Climate Code Red: The case for emergency action

We raved about Climate Code Red when it first came out as a report, and we're not going to stop now that it's a book.  And the fact that the book is hard to get in the US doesn't make much difference.  Get a friend in Australia to send it to you!  Or go to the book site and try your best.  Here's what we said about the original report:


David Spratt and Philip Sutton, the two Australian climate analysts behind this report, insist that we've already crossed the line, and that the problem now is to engineer an emergency global mobilization and to "cool the earth" as quickly as humanly possible. Their argument, alas, is not a rhetorical one that will be easy to deny.  In fact, it's for the most part quite measured.  It's certainly strongly rooted in the science (much of which has come out since the IPCC's Fourth Assessment Report) and almost entirely free of gratuitous political spin. 

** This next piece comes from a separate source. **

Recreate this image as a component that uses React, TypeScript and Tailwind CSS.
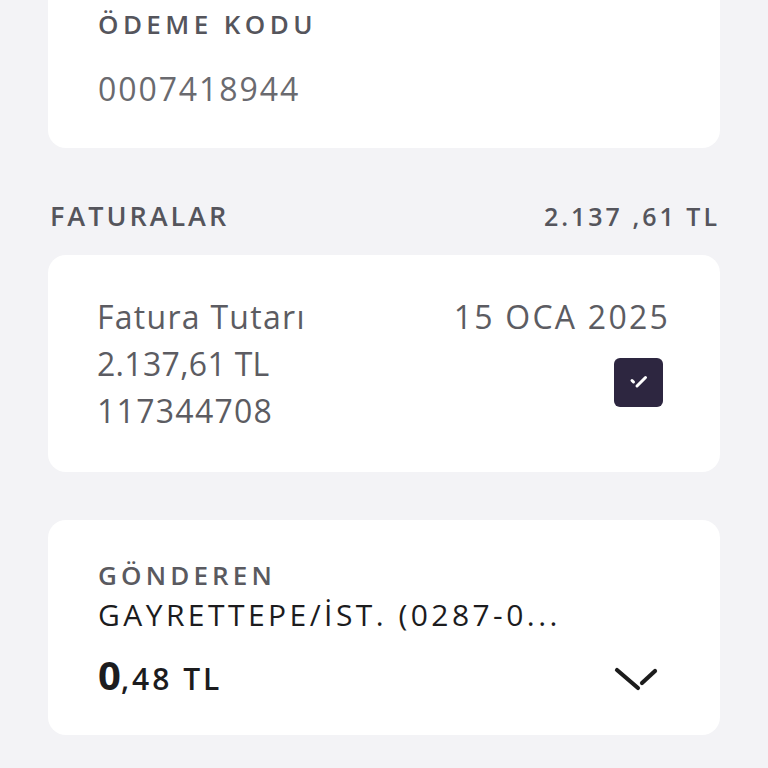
import { useState } from 'react';

const font = { fontFamily: '"Open Sans", "Noto Sans", sans-serif' };

const CheckBox = () => (
  <div className="w-[49px] h-[49px] rounded-[6px] bg-[#2d2640] flex items-center justify-center">
    <svg width="28" height="28" viewBox="0 0 28 28" fill="none">
      <path d="M7 12.5 L8.5 14" stroke="white" strokeWidth="3" strokeLinecap="round" />
      <path d="M12 18 L20.5 9.5" stroke="white" strokeWidth="3" strokeLinecap="round" />
    </svg>
  </div>
);

const Chevron = () => (
  <svg width="44" height="26" viewBox="0 0 44 26" fill="none">
    <path d="M3 3 L24 21" stroke="#1c1c1c" strokeWidth="4.2" strokeLinecap="round" />
    <path d="M28 16 L41 4" stroke="#1c1c1c" strokeWidth="4.2" strokeLinecap="round" />
  </svg>
);

export default function App() {
  const [checked] = useState(true);

  return (
    <div className="min-h-screen w-full bg-[#f3f3f6] px-12 pb-8" style={font}>
      {/* Ödeme kodu */}
      <div className="bg-white rounded-b-[18px] px-[50px] pt-[4px] h-[148px]">
        <div className="text-[26px] font-semibold tracking-[0.17em] text-[#55555c] leading-[40px]">ÖDEME KODU</div>
        <div className="mt-[24px] text-[32px] text-[#6a6a6f] tracking-[0.06em] leading-[42px]">0007418944</div>
      </div>

      {/* Faturalar header */}
      <div className="flex items-center justify-between mt-[48px] pl-[2px]">
        <span className="text-[27px] font-semibold tracking-[0.11em] text-[#55555c]">FATURALAR</span>
        <span className="text-[25px] font-semibold tracking-[0.12em] text-[#55555c]">2.137 ,61 TL</span>
      </div>

      {/* Fatura card */}
      <div className="bg-white rounded-[18px] mt-[18px] h-[217px] pl-[49px] pr-[50px] pt-[38px] flex justify-between">
        <div className="flex flex-col text-[32px] text-[#5c5c62] leading-[47px]">
          <span className="tracking-[0.04em]">Fatura Tutarı</span>
          <span className="tracking-[0.01em]">2.137,61 TL</span>
          <span className="tracking-[0.04em]">117344708</span>
        </div>
        <div className="flex flex-col items-end">
          <span className="text-[32px] text-[#5c5c62] leading-[47px] tracking-[0.07em]">15 OCA 2025</span>
          {checked && (
            <div className="mt-[18px] mr-[7px]">
              <CheckBox />
            </div>
          )}
        </div>
      </div>

      {/* Gönderen card */}
      <div className="bg-white rounded-[18px] mt-[48px] h-[215px] pl-[50px] pr-[62px] pt-[36px]">
        <div className="text-[26px] font-semibold tracking-[0.16em] text-[#5a5a60] leading-[38px]">GÖNDEREN</div>
        <div className="text-[30px] text-[#1c1c1e] tracking-[0.115em] leading-[42px] whitespace-nowrap">GAYRETTEPE/İST. (0287-0...</div>
        <div className="flex items-center justify-between mt-[9px]">
          <span className="text-[#1c1c1e]">
            <span className="text-[40px] font-bold">0</span>
            <span className="text-[30px] font-semibold tracking-[0.1em]">,48 TL</span>
          </span>
          <div className="mt-[10px]">
            <Chevron />
          </div>
        </div>
      </div>
    </div>
  );
}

We can’t say that James Hansen – for this paper begins as a digest of the tumult and measured alarm that emanates like a shock wave from Hansen’s team – is certainly right.  But we find no obvious flaw in his recent argument that we’ve already passed the “tipping point,” and commend Climate Code Red to all those who would see the implications of this claim drawn to their logical conclusion.

That conclusion is that it's past time for business as usual. That it's time to face the facts, to ring the alarm, to invent a politics of emergency mobilization. Obviously, it's an inconvenient conclusion, and to justify it the focus shifts from Hansen's science to Churchill's blunt talk, and ultimately it's the latter man’s pugnacious presence that seals the deal. Which isn’t to say that Climate Code Red is an artifact from the past, as if World War II was a sufficient metaphor for the coming challenges.  Spratt and Sutton aren’t fighting the last war, but preparing for the next.   As must we all.    

Full disclosure: Climate Code Red, by the way, has some nice words for Greenhouse Development Rights.  See page 138.  


A Green New Deal: Joined-up policies to solve the triple crunch of the credit crisis, climate change and high oil prices

Now here's something interesting!  An actual use of the term "Green New Deal," which has been knocking around for years now, and in the title of a report written by group of veteran British climate and social justice campaigners that ought to know what they're talking about.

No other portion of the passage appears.